The Songs of Hiawatha (1855), a poem cycle by popular 19th-century poet and educator Longfellow tells the story of the Ojibway hero Hiawatha. In the last song of the cycle, “Hiawatha’s Departure,” the hero urges his people to accept European missionaries since they have been sent by the “Master of Life” from “the land of light and morning.” Thus, he accepts his way of life has ended and leaves his tribe to travel west. Though at the time of its publication, the poem cycle was considered sympathetic to Native Americans, contemporary readings point out how Longfellow exoticized Native Americans and whitewashed white crimes against them (In “Hiawatha’s Departure,’ Hiawatha describes the incoming missionaries as kind, sympathetic figures and the encounter of missionaries and Native Americans as pleasant). Reading the poem along with that of Diaz illustrates exactly the process of cultural colonization to which “They Don’t Love You …” alludes.

River” by Sherwin Bitsui (2003)

This strong poem by Diaz’s contemporary Native American (Navajo) poet, Bitsui, uses a river as a metaphor for the violence of white settlers against Native Americans. Like Diaz does in many poems of Postcolonial Love Poem, Bitsui uses the river – a powerful motif in Native tradition – as a symbol of the body and life itself. However, in “River,” this body is watered by the blood of massacred ancestors and the river’s back (seemingly) broken by white violence.

American Arithmetic” by Natalie Diaz (2018)

“American Arithmetic” deals more directly with the erasure of Native Americans. Diaz notes that Native Americans make only 0.8 percent of the US population at the time the poem was written. Though its themes are similar to “They Don’t Love You …” the poem’s tone more upfront, using numbers and stats, instead of metaphors to make its point. Where the two poems are alike is in Diaz’s focus on the multiple meanings of words. As “wait” becomes “weight” in “They Don’t Love You…,” in “American Arithmetic,” “race” is both origin and forced competition, the latter implying “someone will win.” Comparing the two poems is useful to see the range of Diaz’s poetic style.

Further Literary Resources

Poet Emilia Phillips reviews Postcolonial Love Poem for the New York Times. Phillips notes that Diaz captures the idea that “for Indigenous Americans … colonization is a never-ending condition of life”. She also offers interesting insights about how Diaz subverts the tradition of the European love poem through her poetry collection, and uses her various languages (Mojave, English, Spanish) to create her America.

In this sharp, funny interview with Diaz published in The Rumpus, journalist Janet Rodriguez quizzes Diaz on her wordplay, musical influences, and symbolism. Diaz makes significant points about her use of pop music in “They Don’t Love You Like I Do,” noting that “everything in this country is complacent in the erasure of people”.

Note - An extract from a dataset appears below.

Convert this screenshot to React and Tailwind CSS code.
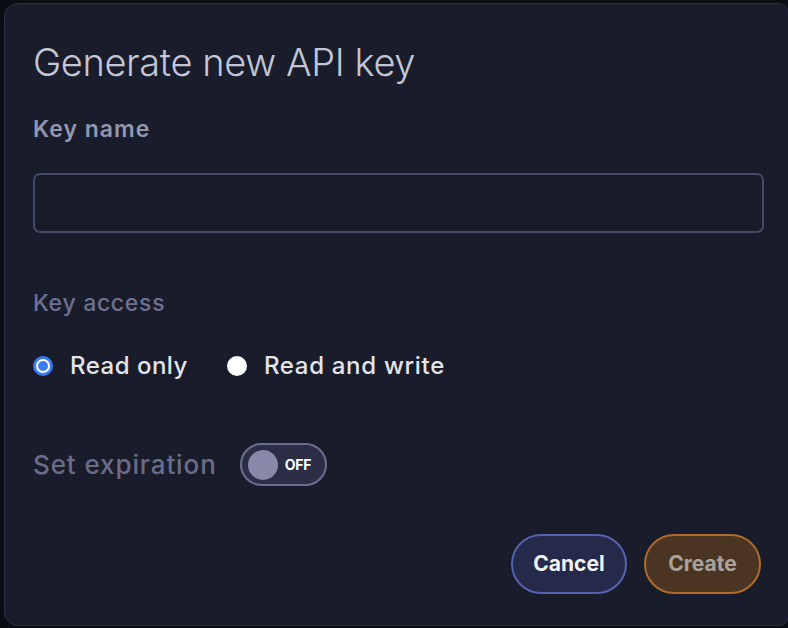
import React from "react";

export default function App() {
  return (
    <div
      className="w-[788px] h-[628px] bg-[#0b0d14] pt-[3px] pl-[4px] pb-[2px] flex"
      style={{ fontFamily: "Inter, 'Noto Sans', sans-serif" }}
    >
      <div className="flex-1 flex flex-col rounded-tl-[14px] rounded-tr-[10px] rounded-bl-[14px] rounded-br-[10px] border border-[#2a2f45] bg-[#191c2b] pl-[28px] pr-[24px]">
        <h1 className="mt-[34px] text-[38px] leading-[48px] font-light text-[#c3c6d4] tracking-[-0.4px]">
          Generate new API key
        </h1>
        <div className="mt-[29px] text-[23px] leading-[28px] font-semibold text-[#9496b0] tracking-[1px]">
          Key name
        </div>
        <input
          className="mt-[30px] h-[60px] w-[731px] rounded-[7px] border-2 border-[#444a68] bg-[#181b28] outline-none px-3 text-[#e5e7eb]"
          type="text"
        />
        <div className="mt-[56px] text-[23px] leading-[28px] font-medium text-[#6e7190] tracking-[0.7px]">
          Key access
        </div>
        <div className="mt-[34px] flex items-center h-[30px]">
          <label className="flex items-center">
            <span className="w-[20px] h-[20px] rounded-full bg-[#3a7bf6] flex items-center justify-center">
              <span className="w-[14px] h-[14px] rounded-full bg-white flex items-center justify-center">
                <span className="w-[10px] h-[10px] rounded-full bg-[#3a7bf6]"></span>
              </span>
            </span>
            <span className="ml-[17px] text-[24px] font-medium text-[#e4e5ea] tracking-[0.5px]">Read only</span>
          </label>
          <label className="flex items-center ml-[39px]">
            <span className="w-[20px] h-[20px] rounded-full bg-white"></span>
            <span className="ml-[17px] text-[24px] font-medium text-[#e4e5ea] tracking-[0.7px]">Read and write</span>
          </label>
        </div>
        <div className="mt-[62px] flex items-center">
          <span className="text-[26px] leading-[30px] font-medium text-[#6a6d8a] tracking-[0.9px]">Set expiration</span>
          <span className="ml-[23px] w-[87px] h-[43px] rounded-full border-2 border-[#6b6f8f] bg-[#2b2e44] flex items-center pl-[6px]">
            <span className="w-[30px] h-[30px] rounded-full bg-[#8a88a9]"></span>
            <span className="ml-[7px] text-[14px] font-bold text-white tracking-[-0.3px]">OFF</span>
          </span>
        </div>
        <div className="mt-[48px] flex justify-end gap-[17px] pr-[3px]">
          <button className="w-[116px] h-[60px] rounded-full border-2 border-[#5562b0] bg-[#252a4a] text-[21px] font-bold text-[#f3f3f6]">
            Cancel
          </button>
          <button className="w-[117px] h-[60px] rounded-full border-2 border-[#b06a2a] bg-[#4a3522] text-[21px] font-bold text-[#aaa39d]">
            Create
          </button>
        </div>
      </div>
    </div>
  );
}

Interviewing Diaz for The Guardian, poet and critic Sandeep Parmar notes that Diaz’s work is always timely because “the violence she addresses is perpetual – social injustice and racism against non-white bodies is America’s unending war.” Diaz speaks about her literary influences and her poetry’s ambition to democratize knowledge systems. The poet’s views offer a vital context to better understand the poems in Postcolonial Love Poem.